QIDI X-Max 2
Specifications
Build Volume
Speed
Temperature
Layer Height
Construction
Physical
Information
Description
The QIDI X-Max 2 (X-Max II) is an enclosed large-format FDM printer from 2021 built for engineering prints in high-temperature materials. It's an updated take on the popular X-Max, with the key change being two swappable third-generation dual-gear extruders. It targets experienced users and small workshops that need to print not just PLA and ABS, but also nylon, polycarbonate, and carbon fiber composites.

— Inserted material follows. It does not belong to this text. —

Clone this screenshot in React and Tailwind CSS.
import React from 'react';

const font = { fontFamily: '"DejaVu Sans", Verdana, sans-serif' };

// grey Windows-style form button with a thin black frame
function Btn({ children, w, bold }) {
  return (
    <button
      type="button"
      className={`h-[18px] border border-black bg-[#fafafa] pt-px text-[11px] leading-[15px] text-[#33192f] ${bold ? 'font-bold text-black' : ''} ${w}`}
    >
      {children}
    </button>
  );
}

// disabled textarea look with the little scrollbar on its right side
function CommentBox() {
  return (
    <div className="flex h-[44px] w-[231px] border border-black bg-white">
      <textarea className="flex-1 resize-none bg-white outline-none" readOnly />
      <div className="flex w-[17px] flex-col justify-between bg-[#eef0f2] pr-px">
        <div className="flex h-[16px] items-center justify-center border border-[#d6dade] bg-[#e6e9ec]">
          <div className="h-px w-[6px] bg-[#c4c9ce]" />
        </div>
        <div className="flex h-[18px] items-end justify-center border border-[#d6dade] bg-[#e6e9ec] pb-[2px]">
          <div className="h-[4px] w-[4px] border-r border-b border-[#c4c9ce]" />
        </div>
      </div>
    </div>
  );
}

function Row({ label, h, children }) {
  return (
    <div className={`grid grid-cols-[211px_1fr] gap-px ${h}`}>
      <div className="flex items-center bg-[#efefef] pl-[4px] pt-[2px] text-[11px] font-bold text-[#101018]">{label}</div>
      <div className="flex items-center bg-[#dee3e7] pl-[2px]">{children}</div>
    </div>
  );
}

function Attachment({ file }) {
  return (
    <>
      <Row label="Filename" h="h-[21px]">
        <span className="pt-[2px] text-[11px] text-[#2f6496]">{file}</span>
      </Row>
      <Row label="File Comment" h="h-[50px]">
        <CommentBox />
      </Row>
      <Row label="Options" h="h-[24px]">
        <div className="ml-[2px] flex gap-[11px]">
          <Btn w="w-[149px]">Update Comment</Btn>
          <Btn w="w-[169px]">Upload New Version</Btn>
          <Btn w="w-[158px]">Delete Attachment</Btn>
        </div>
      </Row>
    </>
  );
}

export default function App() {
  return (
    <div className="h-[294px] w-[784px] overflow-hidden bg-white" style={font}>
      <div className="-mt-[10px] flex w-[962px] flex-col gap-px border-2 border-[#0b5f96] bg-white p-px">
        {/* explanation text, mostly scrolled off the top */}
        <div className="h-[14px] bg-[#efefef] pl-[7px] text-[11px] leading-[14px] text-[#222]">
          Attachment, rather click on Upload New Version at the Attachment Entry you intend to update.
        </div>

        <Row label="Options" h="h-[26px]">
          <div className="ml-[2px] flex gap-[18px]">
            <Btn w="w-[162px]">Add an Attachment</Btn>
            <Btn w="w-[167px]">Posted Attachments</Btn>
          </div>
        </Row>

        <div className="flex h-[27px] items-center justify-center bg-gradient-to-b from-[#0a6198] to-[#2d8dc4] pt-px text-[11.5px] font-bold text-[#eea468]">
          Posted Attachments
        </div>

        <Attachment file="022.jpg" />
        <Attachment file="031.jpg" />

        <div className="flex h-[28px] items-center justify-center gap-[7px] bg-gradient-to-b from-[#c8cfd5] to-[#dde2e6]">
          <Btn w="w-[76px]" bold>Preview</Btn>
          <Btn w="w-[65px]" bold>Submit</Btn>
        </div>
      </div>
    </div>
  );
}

The build volume is 300x250x300 mm. The motion system is cartesian: a direct drive print head moves across the X and Y axes. It ships with two swappable extruders — a standard Extruder A (up to 250 °C for PLA, ABS, PETG, TPU) and a high-temperature Extruder B (up to 300 °C for nylon, polycarbonate, and carbon fiber). The heated bed reaches around 100 °C, layer height runs from 0.05 to 0.2 mm, and the nozzle is 0.4 mm. Print speed is 30–150 mm/s. An industrial dual Z axis with two motors and 12 mm rails keeps things stable. The enclosure is fully closed with a clear acrylic lid to hold heat, plus a dual-sided PEI plate, a 5-inch touchscreen, a filament runout sensor, power loss recovery, and Wi-Fi, LAN, and USB connectivity.
Advantages
- High-temp printing — the 300 °C Extruder B and enclosed body handle nylon, polycarbonate, and carbon fiber; owners have printed complex ABS models over 12 hours with no defects
- Enclosed chamber — hot air from the feed path plus the acrylic lid hold heat (around 59 °C inside during ABS prints), so parts don't lift off the bed from drafts
- Dual-gear extruder — the third-gen dual-gear assembly delivers more feeding torque and fewer clogs than the single-gear unit on the original X-Max
- Magnetic dual-sided PEI plate — textured and glossy sides on a flexible removable surface; ABS sticks without glue and pops off easily
- Industrial dual Z axis — two motors and 12 mm rails keep the bed level and stable on large parts
- Ready out of the box — ships mostly assembled with a spare extruder, a toolkit, and a thorough manual; setup takes about 10 minutes
Disadvantages
- Not true multi-material — the two extruders are swappable, not simultaneous, so you can't print two materials in one model
- Bulk and weight — the 580x510x550 mm body at around 28 kg takes a lot of space for its build volume and is hard to move
- Modest electronics — the 5-inch touchscreen isn't very responsive, and the proprietary board makes firmware updates and OctoPrint hookups difficult
- Slow by modern standards — 30–150 mm/s is noticeably slower than newer CoreXY machines, so big models take a long time
The QIDI X-Max 2 suits experienced users and small workshops that need an enclosed, large-format machine for functional parts in ABS, ASA, nylon, polycarbonate, and composites. It's a workhorse for engineering prints, not a speed or multi-color machine.
Bottom line: the X-Max 2 is a reliable enclosed printer for high-temperature materials with a large build volume. Its strength is stable printing in demanding plastics; its weak spots are the dated electronics and slow-by-today's-standards speed. The model is now discontinued, replaced by the CoreXY X-Max 3.